-- DATA EXCERPT --
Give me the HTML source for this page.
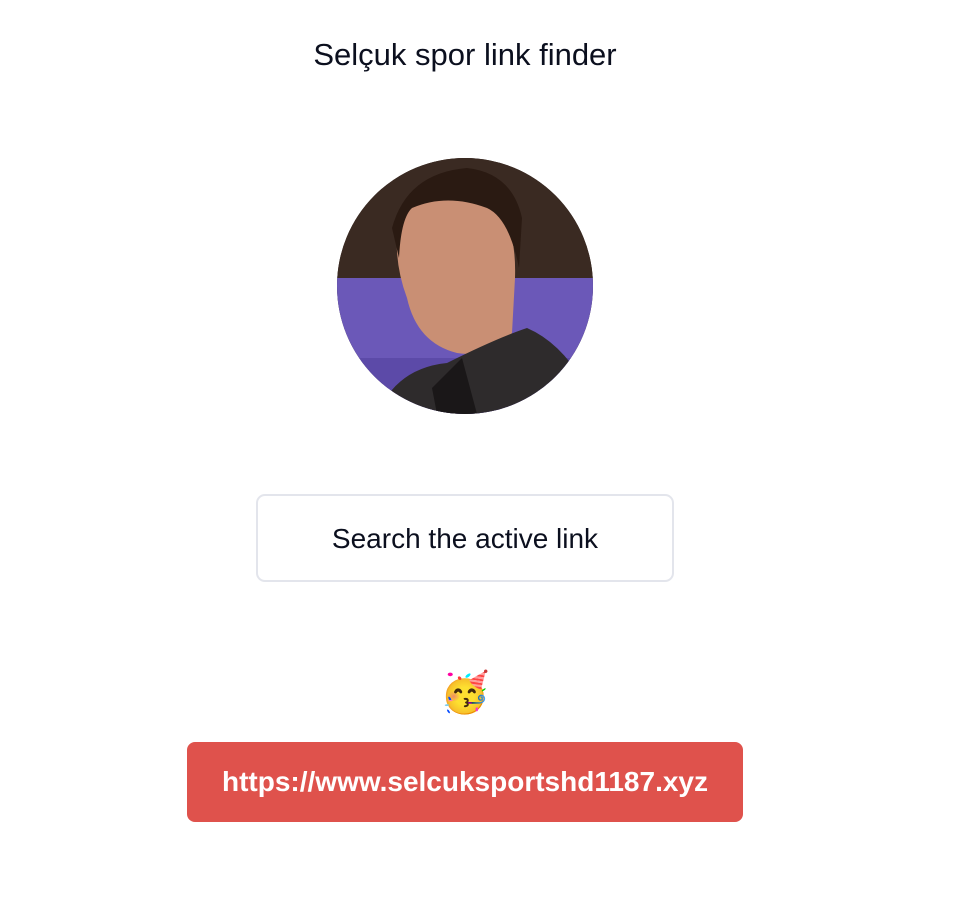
<!DOCTYPE html>
<html><head><style>
body{margin:0;background:#fff;width:960px;height:908px;position:relative;font-family:"Liberation Sans",sans-serif;overflow:hidden}
.t{position:absolute;top:37px;left:0;width:930px;text-align:center;font-size:31px;color:#0b0f1e}
.av{position:absolute;left:337px;top:158px;width:256px;height:256px;border-radius:50%;overflow:hidden}
.btn{position:absolute;left:256px;top:494px;width:414px;height:84px;border:2px solid #e3e5ec;border-radius:9px;text-align:center;line-height:86px;font-size:28px;color:#0b0f1e}
.em{position:absolute;left:440px;top:668px;font-size:40px;line-height:50px}
.link{position:absolute;left:187px;top:742px;width:556px;height:80px;background:#df524c;border-radius:8px;color:#fff;text-align:center;line-height:80px;font-size:28px;font-weight:bold}
</style></head><body>
<div class="t">Selçuk spor link finder</div>
<div class="av"><svg width="256" height="256" viewBox="0 0 256 256">
<rect width="256" height="256" fill="#2b1b16"/>
<rect y="0" width="256" height="120" fill="#3a2a22"/>
<rect y="120" width="256" height="136" fill="#6b58b8"/>
<rect y="200" width="256" height="56" fill="#5c4aa8"/>
<path d="M62 60 Q95 25 150 40 Q180 60 178 120 L175 175 Q150 200 120 195 Q80 185 70 140 Q55 100 62 60Z" fill="#c98f74"/>
<path d="M55 70 Q70 15 130 10 Q175 15 185 60 L182 110 Q172 60 150 50 Q110 35 75 50 Q64 60 62 100Z" fill="#2a1a12"/>
<path d="M40 256 Q60 210 110 205 Q160 180 190 170 Q225 185 250 230 L256 256Z" fill="#2e2b2c"/>
<path d="M95 230 L125 200 L140 256 L100 256Z" fill="#1a1718"/>
</svg></div>
<div class="btn">Search the active link</div>
<div class="em">🥳</div>
<div class="link">https://www.selcuksportshd1187.xyz</div>
</body></html>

-- GIVEN EXERCISE --
Repeat the listing verbatim. Skip the pictures.

-- CORRECT RESULT --
Give me the HTML source for this page.
<!DOCTYPE html>
<html><head><style>
body{margin:0;background:#fff;width:960px;height:908px;position:relative;font-family:"Liberation Sans",sans-serif;overflow:hidden}
.t{position:absolute;top:37px;left:0;width:930px;text-align:center;font-size:31px;color:#0b0f1e}
.av{position:absolute;left:337px;top:158px;width:256px;height:256px;border-radius:50%;overflow:hidden}
.btn{position:absolute;left:256px;top:494px;width:414px;height:84px;border:2px solid #e3e5ec;border-radius:9px;text-align:center;line-height:86px;font-size:28px;color:#0b0f1e}
.em{position:absolute;left:440px;top:668px;font-size:40px;line-height:50px}
.link{position:absolute;left:187px;top:742px;width:556px;height:80px;background:#df524c;border-radius:8px;color:#fff;text-align:center;line-height:80px;font-size:28px;font-weight:bold}
</style></head><body>
<div class="t">Selçuk spor link finder</div>
<div class="av"><svg width="256" height="256" viewBox="0 0 256 256">
<rect width="256" height="256" fill="#2b1b16"/>
<rect y="0" width="256" height="120" fill="#3a2a22"/>
<rect y="120" width="256" height="136" fill="#6b58b8"/>
<rect y="200" width="256" height="56" fill="#5c4aa8"/>
<path d="M62 60 Q95 25 150 40 Q180 60 178 120 L175 175 Q150 200 120 195 Q80 185 70 140 Q55 100 62 60Z" fill="#c98f74"/>
<path d="M55 70 Q70 15 130 10 Q175 15 185 60 L182 110 Q172 60 150 50 Q110 35 75 50 Q64 60 62 100Z" fill="#2a1a12"/>
<path d="M40 256 Q60 210 110 205 Q160 180 190 170 Q225 185 250 230 L256 256Z" fill="#2e2b2c"/>
<path d="M95 230 L125 200 L140 256 L100 256Z" fill="#1a1718"/>
</svg></div>
<div class="btn">Search the active link</div>
<div class="em">🥳</div>
<div class="link">https://www.selcuksportshd1187.xyz</div>
</body></html>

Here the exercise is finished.